- Millar, photographed in 1965
- Born: December 14, 1929 Oakland, California, U.S.
- Died: February 28, 2003 (aged 73) Palos Verdes Peninsula, California, U.S.
- Area(s): Illustrator, cartoonist, sculptor
- Pseudonym: Millarkey
- Notable works: Arin Cee CARtoons Magazine Drag Cartoons, Millar Publishing Company
- Spouse: Orah Mae (m. 1954–2020)

= Pete Millar (cartoonist) =

American cartoonist (1929–2003)

Peter Millar (1929 – 2003) was an American illustrator, cartoonist, and drag racer best known for his work with CARtoons and Drag Cartoons magazines. Millar often used the pen name "Millarkey".

== Career ==
=== Arin Cee===
Millar's first published strip was Arin Cee, produced for Rod & Custom (R&C) magazine beginning in 1955 and continuing into the 1960s.

=== CARtoons Magazine ===
Millar co-created CARtoons Magazine in 1959, which was published by the Petersen Publishing Company. The first issue of CARtoons included the story of the hot rod community as a social collective and introduced the term "Rumpsville" (referring to "hot rod heaven"). Millar worked on CARtoons until 1963, when he was replaced by Hot Rod editor and "Stroker McGurk" creator Tom Medley.

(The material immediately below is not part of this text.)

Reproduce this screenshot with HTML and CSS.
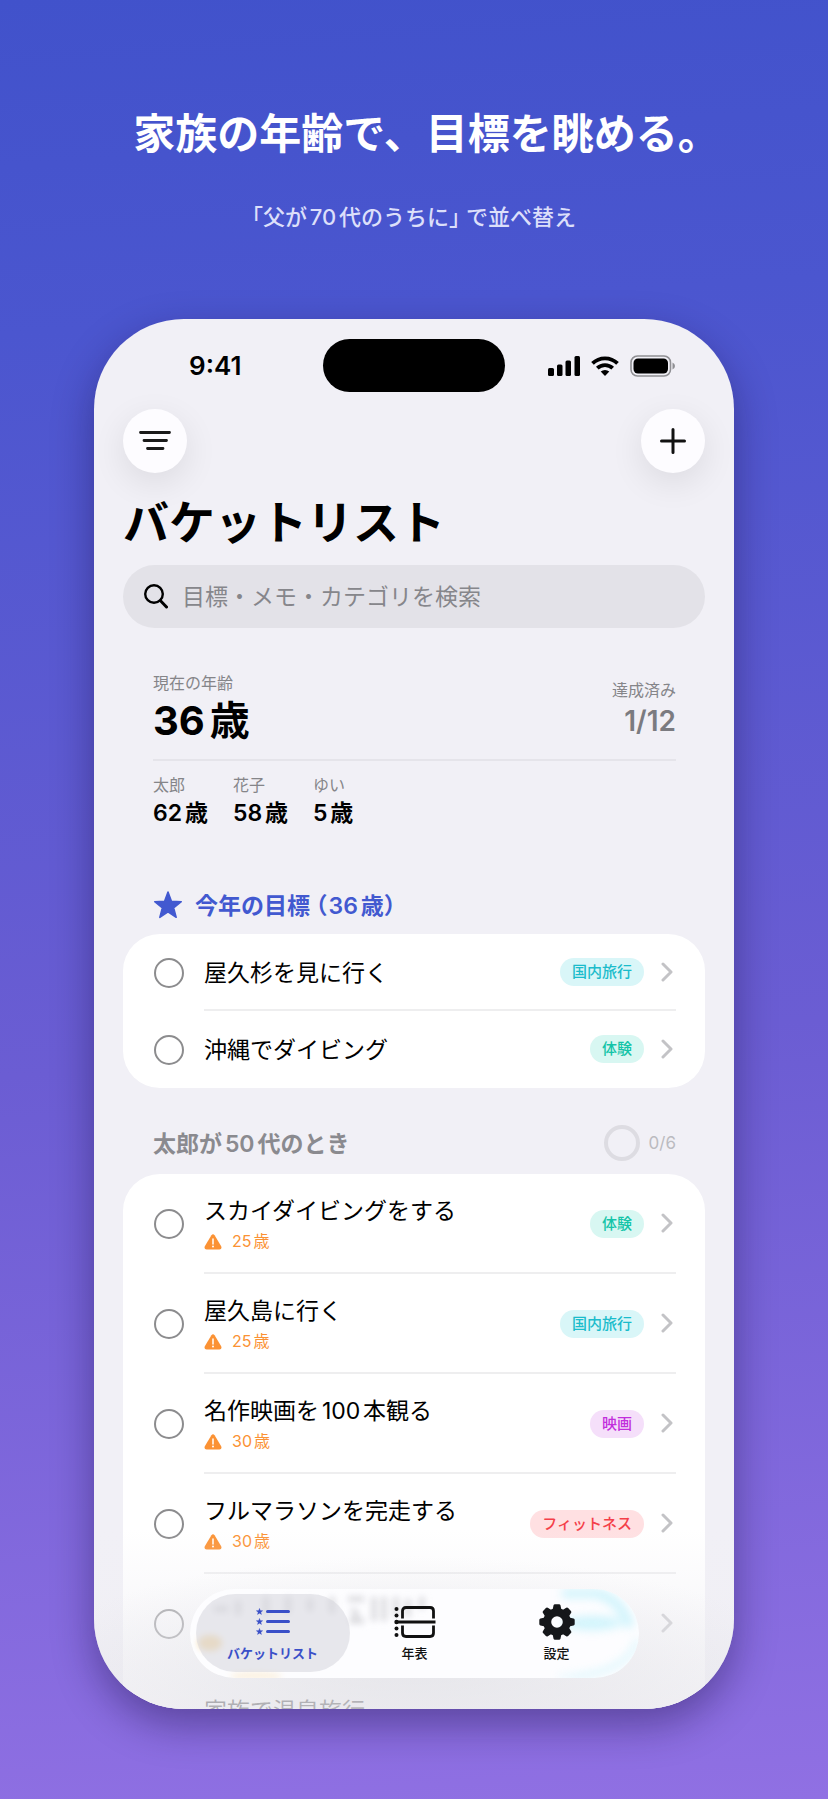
FILE: index.html
```html
<!DOCTYPE html>
<html lang="ja">
<head>
<meta charset="utf-8">
<meta name="viewport" content="width=device-width, initial-scale=1">
<title>バケットリスト</title>
<link rel="stylesheet" href="styles.css">
</head>
<body>
<svg class="defs" aria-hidden="true">
  <symbol id="chevron" viewBox="0 0 12 20"><path d="M2 2l8 8-8 8" fill="none" stroke="currentColor" stroke-width="3" stroke-linecap="round" stroke-linejoin="round"/></symbol>
  <symbol id="warn" viewBox="0 0 18 16"><path d="M7.400 1.300Q9-.7 10.600 1.300L17.200 12.200Q18.200 15.300 15.400 15.600H2.600Q-.2 15.300.8 12.200Z" fill="currentColor"/><path d="M9 5v5" stroke="#fff" stroke-width="1.500" stroke-linecap="round"/><circle cx="9" cy="12.600" r="1" fill="#fff"/></symbol>
  <symbol id="star" viewBox="0 0 28 27"><path d="M14 1l3.300 8.900 9.500.4-7.400 5.900 2.500 9.200-7.900-5.300-7.900 5.300 2.500-9.200L1.200 10.300l9.500-.4z" fill="currentColor" stroke="currentColor" stroke-width="1.500" stroke-linejoin="round"/></symbol>
</svg>
<main class="stage">
  <header class="caption">
    <h1>家族の年齢で、目標を眺める<span class="half">。</span></h1>
    <p><span class="half">「</span>父が70代のうちに<span class="half close">」</span>で並べ替え</p>
  </header>

  <section class="phone">
    <div class="status">
      <span class="time">9:41</span>
      <span class="island"></span>
      <span class="indicators">
        <svg width="32" height="20" viewBox="0 0 32 20"><rect x="0" y="12" width="6" height="8" rx="1.500"/><rect x="9" y="8.500" width="5.500" height="11.500" rx="1.500"/><rect x="17.500" y="4.500" width="5.500" height="15.500" rx="1.500"/><rect x="26.500" y="0" width="5.500" height="20" rx="1.500"/></svg>
        <svg width="28" height="20" viewBox="0 0 28 20"><g fill="none" stroke="#000" stroke-width="3.800"><path d="M1.500 7.400a18 18 0 0 1 25 0"/><path d="M6.300 12.200a11.200 11.200 0 0 1 15.400 0"/></g><path d="M14 20l-4.300-4.400a6.400 6.400 0 0 1 8.600 0z"/></svg>
        <svg width="46" height="22" viewBox="0 0 46 22"><rect x="1" y="1" width="39.500" height="20" rx="6.500" fill="none" stroke="#8f8f93" stroke-width="1.600"/><rect x="3.500" y="3.500" width="34.500" height="15" rx="4.500"/><path d="M42.500 7.500q2.500 1 2.500 3.500t-2.500 3.500z" fill="#8f8f93"/></svg>
      </span>
    </div>

    <nav class="actions">
      <button type="button" aria-label="並べ替え"><svg width="32" height="20" viewBox="0 0 32 20"><path d="M1.500 1.500h29M5 9.500h22.500M8.500 17.500h15.500" stroke="#1a1a1a" stroke-width="2.800" stroke-linecap="round"/></svg></button>
      <button type="button" aria-label="追加"><svg width="26" height="26" viewBox="0 0 26 26"><path d="M13 1.500v23M1.500 13h23" stroke="#111" stroke-width="3" stroke-linecap="round"/></svg></button>
    </nav>

    <h2 class="title">バケットリスト</h2>

    <label class="search">
      <svg width="24" height="25" viewBox="0 0 24 25"><circle cx="10" cy="10" r="8.800" fill="none" stroke="#000" stroke-width="2.400"/><path d="M16.500 16.800l6 6.200" stroke="#000" stroke-width="3" stroke-linecap="round"/></svg>
      <input type="search" placeholder="目標・メモ・カテゴリを検索" aria-label="目標・メモ・カテゴリを検索">
    </label>

    <section class="summary">
      <div class="ages">
        <div><p class="label">現在の年齢</p><p class="age">36歳</p></div>
        <div class="done"><p class="label">達成済み</p><p class="count">1/12</p></div>
      </div>
      <dl class="family">
        <div><dt>太郎</dt><dd>62歳</dd></div>
        <div><dt>花子</dt><dd>58歳</dd></div>
        <div><dt>ゆい</dt><dd>5歳</dd></div>
      </dl>
    </section>

    <div class="section-head current">
      <svg class="star"><use href="#star"/></svg>
      <h3>今年の目標<span class="half open">（</span>36歳<span class="half">）</span></h3>
    </div>
    <ul class="card compact">
      <li><input type="checkbox" id="g1"><div class="body"><label for="g1">屋久杉を見に行く</label><span class="tag travel">国内旅行</span><svg class="chev"><use href="#chevron"/></svg></div></li>
      <li><input type="checkbox" id="g2"><div class="body"><label for="g2">沖縄でダイビング</label><span class="tag experience">体験</span><svg class="chev"><use href="#chevron"/></svg></div></li>
    </ul>

    <div class="section-head decade">
      <h3>太郎が50代のとき</h3>
      <span class="ring"></span><span class="ratio">0/6</span>
    </div>
    <ul class="card">
      <li><input type="checkbox" id="g3"><div class="body"><label for="g3">スカイダイビングをする<small><svg class="warn"><use href="#warn"/></svg>25歳</small></label><span class="tag experience">体験</span><svg class="chev"><use href="#chevron"/></svg></div></li>
      <li><input type="checkbox" id="g4"><div class="body"><label for="g4">屋久島に行く<small><svg class="warn"><use href="#warn"/></svg>25歳</small></label><span class="tag travel">国内旅行</span><svg class="chev"><use href="#chevron"/></svg></div></li>
      <li><input type="checkbox" id="g5"><div class="body"><label for="g5">名作映画を100本観る<small><svg class="warn"><use href="#warn"/></svg>30歳</small></label><span class="tag movie">映画</span><svg class="chev"><use href="#chevron"/></svg></div></li>
      <li><input type="checkbox" id="g6"><div class="body"><label for="g6">フルマラソンを完走する<small><svg class="warn"><use href="#warn"/></svg>30歳</small></label><span class="tag fitness">フィットネス</span><svg class="chev"><use href="#chevron"/></svg></div></li>
      <li><input type="checkbox" aria-label="目標"><div class="body plain"><svg class="chev"><use href="#chevron"/></svg></div></li>
      <li class="last"><input type="checkbox" id="g8"><div class="body plain"><label for="g8">家族で温泉旅行<small><svg class="warn"><use href="#warn"/></svg></small></label></div></li>
    </ul>

    <div class="fade"></div>
    <nav class="tabs">
      <svg class="ghost" viewBox="0 0 449 89" preserveAspectRatio="none" aria-hidden="true">
        <g class="smudge"><path d="M24 20h14M48 12v14M76 8v18M98 8v16M120 10v12M142 8v16"/><path d="M158 10h16M162 20q10 8-2 12h14M184 8v24M194 8v24M206 8v20M218 10v18M232 8v12"/></g>
        <ellipse cx="20" cy="54" rx="12" ry="8" fill="#f8c66a" opacity=".55"/>
        <ellipse cx="66" cy="87" rx="26" ry="3" fill="#f8c66a" opacity=".3"/>
      </svg>
      <svg class="ghost soft" viewBox="0 0 449 89" preserveAspectRatio="none" aria-hidden="true">
        <path d="M372 4h32q26 4 36 34" fill="none" stroke="#8fe9f7" stroke-width="10" opacity=".4"/>
        <ellipse cx="402" cy="34" rx="30" ry="7" fill="#8fe9f7" opacity=".4"/>
        <path d="M448 50q-10 36-80 39" fill="none" stroke="#8fe9f7" stroke-width="4" opacity=".4"/>
      </svg>
      <a class="tab on" href="#list" aria-current="page">
        <svg width="36" height="30" viewBox="0 0 36 30"><g fill="none" stroke="currentColor" stroke-width="3" stroke-linecap="round"><path d="M12.500 4.500h21M12.500 14.500h21M12.500 24.500h21"/></g><g fill="currentColor"><svg x="1" y="1" width="7" height="7"><use href="#star"/></svg><svg x="1" y="11" width="7" height="7"><use href="#star"/></svg><svg x="1" y="21" width="7" height="7"><use href="#star"/></svg></g></svg>
        <span>バケットリスト</span>
      </a>
      <a class="tab" href="#timeline">
        <svg width="42" height="32" viewBox="0 0 42 32"><path d="M8.500 12.500V5q0-3.500 3.500-3.500h24q3.500 0 3.500 3.500v7.500M8.500 19.500V27q0 3.500 3.500 3.500h24q3.500 0 3.500-3.500v-7.500M2.500 16h39" fill="none" stroke="#111" stroke-width="2.800"/><g fill="#111"><circle cx="2.500" cy="3" r="2"/><circle cx="2.500" cy="9.500" r="2"/><circle cx="2.500" cy="16" r="2.200"/><circle cx="2.500" cy="22.500" r="2"/><circle cx="2.500" cy="29" r="2"/></g></svg>
        <span>年表</span>
      </a>
      <a class="tab" href="#settings">
        <svg width="36" height="36" viewBox="-18 -18 36 36"><circle r="9.800" fill="none" stroke="#15171a" stroke-width="8"/><g fill="#15171a"><path id="t" d="M-4.500-12l1-4.500q.3-1.200 1.500-1.200h4q1.200 0 1.500 1.200l1 4.500z"/><use href="#t" transform="rotate(45)"/><use href="#t" transform="rotate(90)"/><use href="#t" transform="rotate(135)"/><use href="#t" transform="rotate(180)"/><use href="#t" transform="rotate(225)"/><use href="#t" transform="rotate(270)"/><use href="#t" transform="rotate(315)"/></g></svg>
        <span>設定</span>
      </a>
    </nav>
  </section>
</main>
</body>
</html>
```
FILE: styles.css
```css
* { box-sizing: border-box; margin: 0; padding: 0; }
body {
  font-family: Inter, "Noto Sans CJK JP", sans-serif;
  font-size: 23px;
  color: #000;
  text-autospace: normal;
}
ul { list-style: none; }
button, input { font: inherit; border: 0; }
.defs { position: absolute; width: 0; height: 0; }
.half { font-feature-settings: "halt"; }
.open { margin: 0 1px 0 6px; }

.stage {
  min-height: 100vh;
  padding: 104px 94px 90px;
  background: linear-gradient(176deg, #4152cb 0%, #4b56cf 18%, #6b5dd3 58%, #9070e3 100%);
}
.caption { text-align: center; color: #fff; margin: 0 -60px; }
.caption h1 { padding-left: 4px; font-size: 42px; line-height: 60px; font-weight: 700; }
.caption p { margin-top: 38px; font-size: 22px; line-height: 30px; font-weight: 500; color: #dcdffa; }
.close { margin-right: 6px; }

.phone {
  position: relative;
  max-width: 640px;
  aspect-ratio: 640 / 1390;
  margin: 87px auto 0;
  padding: 20px 29px 0;
  overflow: hidden;
  border-radius: 90px;
  background: #f1f0f6;
  box-shadow: 0 16px 40px rgba(20, 10, 60, .4);
}

.status { display: grid; grid-template-columns: 1fr 182px 1fr; height: 53px; align-items: center; }
.time { padding-left: 66px; font-size: 26px; font-weight: 600; }
.island { height: 53px; border-radius: 27px; background: #000; }
.indicators { display: flex; justify-content: flex-end; align-items: center; gap: 11px; padding-right: 29px; }

.actions { display: flex; justify-content: space-between; margin-top: 17px; }
.actions button {
  display: grid; place-items: center;
  width: 64px; height: 64px;
  border-radius: 50%;
  background: #fdfcff;
  box-shadow: 0 10px 34px rgba(0, 0, 0, .09);
}
.title { margin-top: 19px; font-size: 46px; line-height: 60px; font-weight: 700; }

.search {
  display: flex; align-items: center; gap: 14px;
  height: 63px; margin-top: 13px; padding: 0 21px;
  border-radius: 32px;
  background: #e3e2e8;
}
.search svg { flex: none; }
.search input { flex: 1; min-width: 0; height: 40px; background: none; outline: 0; }
.search input::placeholder { color: #86868b; opacity: 1; }

.summary { margin: 43px 29px 0 30px; }
.ages { display: flex; justify-content: space-between; align-items: center; padding-bottom: 13px; border-bottom: 2px solid #e5e4ea; }
.label, dt { font-size: 16px; line-height: 24px; color: #858589; }
.age { padding-top: 1px; font-size: 40px; line-height: 50px; font-weight: 700; }
.done { text-align: right; }
.count { font-size: 28px; line-height: 38px; font-weight: 600; color: #7b7b80; }
.family { display: flex; gap: 25px; padding-top: 12px; }
dd { padding-top: 1px; font-size: 23px; line-height: 31px; font-weight: 600; }

.section-head { display: flex; align-items: center; height: 36px; padding: 0 29px 0 30px; }
.section-head h3 { padding-top: 2px; font-size: 23px; line-height: 34px; font-weight: 600; }
.current { margin-top: 58px; gap: 12px; color: #4259d0; }
.star { width: 30px; height: 28px; }
.decade { margin-top: 37px; color: #8a8a8f; }
.ring { width: 36px; height: 36px; margin-left: auto; border: 4px solid #dddce2; border-radius: 50%; }
.ratio { margin-left: 9px; font-size: 17px; color: #bbbbc0; }

.card { margin-top: 11px; border-radius: 37px; background: #fff; }
.decade + .card { margin-top: 13px; }
.card li { display: flex; align-items: center; gap: 20px; height: 100px; padding: 0 29px 0 31px; }
.card.compact li { height: 77px; }
.card .last { margin-top: -6px; }
.last input { align-self: flex-end; }
.card input {
  appearance: none; flex: none;
  width: 30px; height: 30px;
  border: 2px solid #8c8c8e; border-radius: 50%;
}
.body { display: flex; flex: 1; align-items: center; justify-content: flex-end; height: 100%; border-bottom: 2px solid #eeeeef; }
.plain, .card li:last-child .body { border-bottom-color: transparent; }
.body label { flex: 1; padding-top: 3px; line-height: 34px; }
.body small { display: flex; align-items: center; gap: 10px; font-size: 16px; line-height: 27px; color: #fb9234; }
.warn { width: 18px; height: 16px; }
.chev { width: 12px; height: 20px; margin: 0 3px 0 17px; color: #c3c3c6; }
.tag { margin-top: 1px; padding: 0 12px; border-radius: 14px; font-size: 15px; line-height: 28px; font-weight: 500; }
.travel { color: #1bbccb; background: #d9f6f8; }
.experience { color: #14c4a8; background: #d8f7f2; }
.movie { color: #c22edc; background: #f5dffa; }
.fitness { color: #f43f49; background: #ffe0e2; }

.fade {
  position: absolute; inset: auto 0 0; height: 180px;
  pointer-events: none;
  background:
    radial-gradient(60% 60% at 50% 75%, rgba(214, 214, 220, .45), rgba(214, 214, 220, 0)),
    linear-gradient(rgba(240, 239, 244, 0), rgba(240, 239, 244, .45) 50%, rgba(236, 235, 240, .72));
}
.tabs {
  position: absolute; left: 50%; bottom: 31px;
  display: flex; justify-content: center;
  width: 449px; height: 89px;
  margin-left: -224px;
  overflow: hidden;
  border-radius: 45px;
  background: #fdfdff;
}
.ghost { position: absolute; inset: 0; width: 100%; height: 100%; filter: blur(3px); }
.soft { filter: blur(5px); }
.smudge { fill: none; stroke: #d8d8dc; stroke-width: 5; }
.tab {
  position: relative;
  display: flex; flex-direction: column; align-items: center; justify-content: flex-end;
  width: 142px; padding: 12px 0 15px;
  font-size: 13px; line-height: 20px; font-weight: 500;
  color: #111; text-decoration: none;
}
.tab svg, .tab span { position: relative; }
.tab > svg { flex: none; margin: auto 0; }
.on { color: #3a50c8; font-weight: 600; }
.on::before {
  content: ""; position: absolute;
  inset: 5px -6px 6px;
  border-radius: 40px;
  background: rgba(214, 214, 220, .55);
}
```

=== Drag Cartoons/Millar Publishing ===
In June 1963, Millar founded Drag Cartoons under the Millar Publishing Company label. Drag Cartoons featured early adventures of Gilbert Shelton's iconic underground comix character Wonder Wart-Hog, who appeared in many issues. Millar published 49 issues of Drag Cartoons between 1963 and 1968. Then Mike Doherty published at least six issues of The Best of Drag Cartoons from 1969 to 1971, and the one-shot The Wildest Drag Cartoons #1 in 1970. (The title was later continued for two additional issues by a different publisher in 1999 and 2000.) Millar Publishing Company also produced two issues of a Wonder Wart-Hog comic book in 1968, as well as four issues of the popular Big Daddy Roth magazine in 1964–1965.

=== European sabbatical ===
In 1968, Millar and his wife and three daughters left the U.S. and traveled through Europe, living in Sweden and Spain, and touring Finland, the Soviet Union, and other Eastern Bloc and Mediterranean countries. Millar financed much of their trip through illustration work for American magazines; he also began making fine art paintings.

=== Drag Comics and other work ===
Returning to the U.S. in 1971, Millar created and published six issues of Pete Millar's Drag Comics while also working as an illustrator and scale model builder. His work was used in court proceedings to demonstrate traffic and industrial accidents.

=== Sculpture ===
Millar was also a bronze sculptor with his main emphasis focus being Western art depicting dramatic scenes of horseback riding, cowboys, bronco riders, mountain men, Native Americans, and more. His pieces are signed and numbered, usually limited to 200-300 per sculpture. They often sell for thousands of dollars, and one of his pieces was recently being offered in an art gallery in a large Las Vegas casino.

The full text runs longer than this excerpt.